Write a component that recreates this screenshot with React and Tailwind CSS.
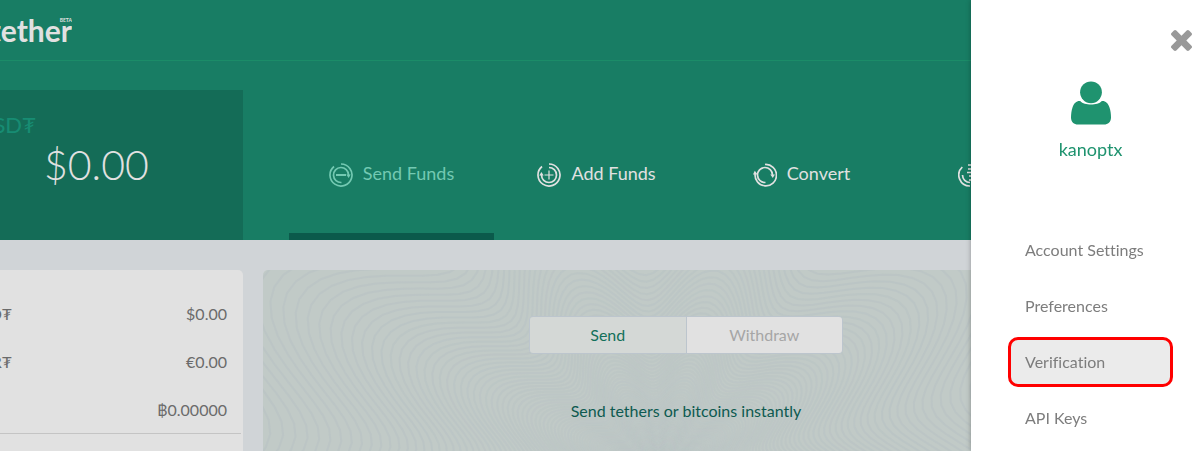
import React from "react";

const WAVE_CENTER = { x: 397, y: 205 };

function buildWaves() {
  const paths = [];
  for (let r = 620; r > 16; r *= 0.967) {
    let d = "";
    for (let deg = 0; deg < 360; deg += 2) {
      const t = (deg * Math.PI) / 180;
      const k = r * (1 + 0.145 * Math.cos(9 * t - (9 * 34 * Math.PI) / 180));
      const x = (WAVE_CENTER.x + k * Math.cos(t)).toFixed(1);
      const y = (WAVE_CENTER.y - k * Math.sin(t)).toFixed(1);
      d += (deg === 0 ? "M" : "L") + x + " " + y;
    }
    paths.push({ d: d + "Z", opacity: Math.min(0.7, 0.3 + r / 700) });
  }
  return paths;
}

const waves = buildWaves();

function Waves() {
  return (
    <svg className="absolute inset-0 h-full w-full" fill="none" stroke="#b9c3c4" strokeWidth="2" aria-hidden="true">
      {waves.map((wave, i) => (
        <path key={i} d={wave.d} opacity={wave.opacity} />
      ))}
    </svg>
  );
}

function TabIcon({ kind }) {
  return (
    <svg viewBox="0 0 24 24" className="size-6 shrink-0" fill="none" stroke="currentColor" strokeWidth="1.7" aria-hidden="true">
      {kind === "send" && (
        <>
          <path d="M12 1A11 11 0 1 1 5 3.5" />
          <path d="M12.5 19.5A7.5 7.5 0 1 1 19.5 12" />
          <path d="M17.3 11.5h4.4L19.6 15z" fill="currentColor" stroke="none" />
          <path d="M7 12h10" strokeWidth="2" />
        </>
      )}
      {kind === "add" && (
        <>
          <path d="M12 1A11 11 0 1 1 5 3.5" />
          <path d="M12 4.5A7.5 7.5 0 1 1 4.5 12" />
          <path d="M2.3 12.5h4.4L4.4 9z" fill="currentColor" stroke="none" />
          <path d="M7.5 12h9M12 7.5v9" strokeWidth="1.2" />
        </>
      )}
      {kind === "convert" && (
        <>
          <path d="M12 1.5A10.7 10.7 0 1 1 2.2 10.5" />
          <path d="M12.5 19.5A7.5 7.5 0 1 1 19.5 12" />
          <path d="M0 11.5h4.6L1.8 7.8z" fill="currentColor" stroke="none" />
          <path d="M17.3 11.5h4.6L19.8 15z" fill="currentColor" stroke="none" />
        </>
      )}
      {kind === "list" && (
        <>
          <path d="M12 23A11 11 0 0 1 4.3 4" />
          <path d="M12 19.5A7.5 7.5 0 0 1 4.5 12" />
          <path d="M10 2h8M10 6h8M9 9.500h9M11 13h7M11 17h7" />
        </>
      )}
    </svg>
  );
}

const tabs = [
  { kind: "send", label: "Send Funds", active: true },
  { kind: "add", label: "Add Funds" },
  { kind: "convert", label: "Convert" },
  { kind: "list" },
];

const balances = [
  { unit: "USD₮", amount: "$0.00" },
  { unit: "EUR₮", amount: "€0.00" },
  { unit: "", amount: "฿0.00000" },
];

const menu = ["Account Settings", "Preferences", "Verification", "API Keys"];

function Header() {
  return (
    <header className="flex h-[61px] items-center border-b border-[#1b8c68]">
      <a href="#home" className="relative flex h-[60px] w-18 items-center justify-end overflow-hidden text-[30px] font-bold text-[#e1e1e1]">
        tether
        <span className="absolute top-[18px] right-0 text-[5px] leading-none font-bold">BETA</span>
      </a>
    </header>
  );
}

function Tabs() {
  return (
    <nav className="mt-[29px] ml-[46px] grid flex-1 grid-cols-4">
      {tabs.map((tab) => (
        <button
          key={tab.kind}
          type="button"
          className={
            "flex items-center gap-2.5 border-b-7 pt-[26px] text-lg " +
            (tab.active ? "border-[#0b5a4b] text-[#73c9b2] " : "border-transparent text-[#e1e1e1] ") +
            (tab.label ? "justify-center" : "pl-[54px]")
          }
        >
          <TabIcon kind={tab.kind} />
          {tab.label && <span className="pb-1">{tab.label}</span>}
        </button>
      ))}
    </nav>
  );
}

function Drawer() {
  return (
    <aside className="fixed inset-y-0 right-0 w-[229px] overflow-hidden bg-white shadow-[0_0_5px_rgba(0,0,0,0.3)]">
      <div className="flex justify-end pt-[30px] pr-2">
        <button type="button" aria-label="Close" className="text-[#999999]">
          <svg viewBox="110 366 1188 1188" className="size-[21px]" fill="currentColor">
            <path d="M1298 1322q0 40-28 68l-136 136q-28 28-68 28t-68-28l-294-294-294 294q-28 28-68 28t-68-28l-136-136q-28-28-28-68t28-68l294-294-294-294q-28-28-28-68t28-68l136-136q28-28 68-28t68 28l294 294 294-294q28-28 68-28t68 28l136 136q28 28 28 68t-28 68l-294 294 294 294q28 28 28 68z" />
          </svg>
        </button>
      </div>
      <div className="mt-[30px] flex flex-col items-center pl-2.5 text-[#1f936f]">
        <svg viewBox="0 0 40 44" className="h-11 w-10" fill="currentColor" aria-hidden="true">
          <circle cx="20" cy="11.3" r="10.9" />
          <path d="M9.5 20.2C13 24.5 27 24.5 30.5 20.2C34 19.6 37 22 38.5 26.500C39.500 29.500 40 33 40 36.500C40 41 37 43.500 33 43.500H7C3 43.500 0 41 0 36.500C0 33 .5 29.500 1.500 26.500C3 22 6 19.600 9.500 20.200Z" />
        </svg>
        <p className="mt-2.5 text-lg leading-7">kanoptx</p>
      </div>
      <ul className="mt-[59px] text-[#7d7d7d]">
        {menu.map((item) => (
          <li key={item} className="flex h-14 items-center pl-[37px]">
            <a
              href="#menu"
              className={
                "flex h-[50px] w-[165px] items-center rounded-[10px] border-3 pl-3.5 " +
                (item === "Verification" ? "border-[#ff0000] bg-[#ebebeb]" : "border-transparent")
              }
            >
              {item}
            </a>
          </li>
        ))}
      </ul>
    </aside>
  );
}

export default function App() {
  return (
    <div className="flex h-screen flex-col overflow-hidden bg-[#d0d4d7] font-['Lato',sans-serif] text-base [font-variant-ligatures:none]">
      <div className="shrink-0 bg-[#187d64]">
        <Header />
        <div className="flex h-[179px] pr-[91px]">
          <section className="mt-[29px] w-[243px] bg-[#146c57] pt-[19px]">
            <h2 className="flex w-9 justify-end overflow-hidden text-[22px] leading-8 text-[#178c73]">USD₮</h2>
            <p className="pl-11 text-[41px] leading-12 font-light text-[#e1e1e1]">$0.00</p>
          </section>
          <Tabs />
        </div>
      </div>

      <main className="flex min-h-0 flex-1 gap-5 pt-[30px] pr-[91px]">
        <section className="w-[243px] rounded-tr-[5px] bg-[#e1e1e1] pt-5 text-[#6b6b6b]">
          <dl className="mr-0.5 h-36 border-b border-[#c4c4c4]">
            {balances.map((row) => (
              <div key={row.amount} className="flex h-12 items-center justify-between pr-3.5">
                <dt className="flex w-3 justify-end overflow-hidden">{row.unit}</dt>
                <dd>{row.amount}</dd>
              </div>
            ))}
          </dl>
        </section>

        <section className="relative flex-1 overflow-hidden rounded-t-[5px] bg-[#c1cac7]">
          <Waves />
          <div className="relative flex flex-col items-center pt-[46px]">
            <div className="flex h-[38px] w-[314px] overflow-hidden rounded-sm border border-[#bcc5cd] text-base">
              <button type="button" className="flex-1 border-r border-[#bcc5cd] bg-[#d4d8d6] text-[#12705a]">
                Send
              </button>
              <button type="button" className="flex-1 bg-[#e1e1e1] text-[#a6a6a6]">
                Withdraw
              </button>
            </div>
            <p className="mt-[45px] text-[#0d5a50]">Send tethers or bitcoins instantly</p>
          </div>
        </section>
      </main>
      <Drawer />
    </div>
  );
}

━━━━━━━━━━

__To do__.
Give every line of the material that includes the string "React".

__Written solution__.
Write a component that recreates this screenshot with React and Tailwind CSS.
import React from "react";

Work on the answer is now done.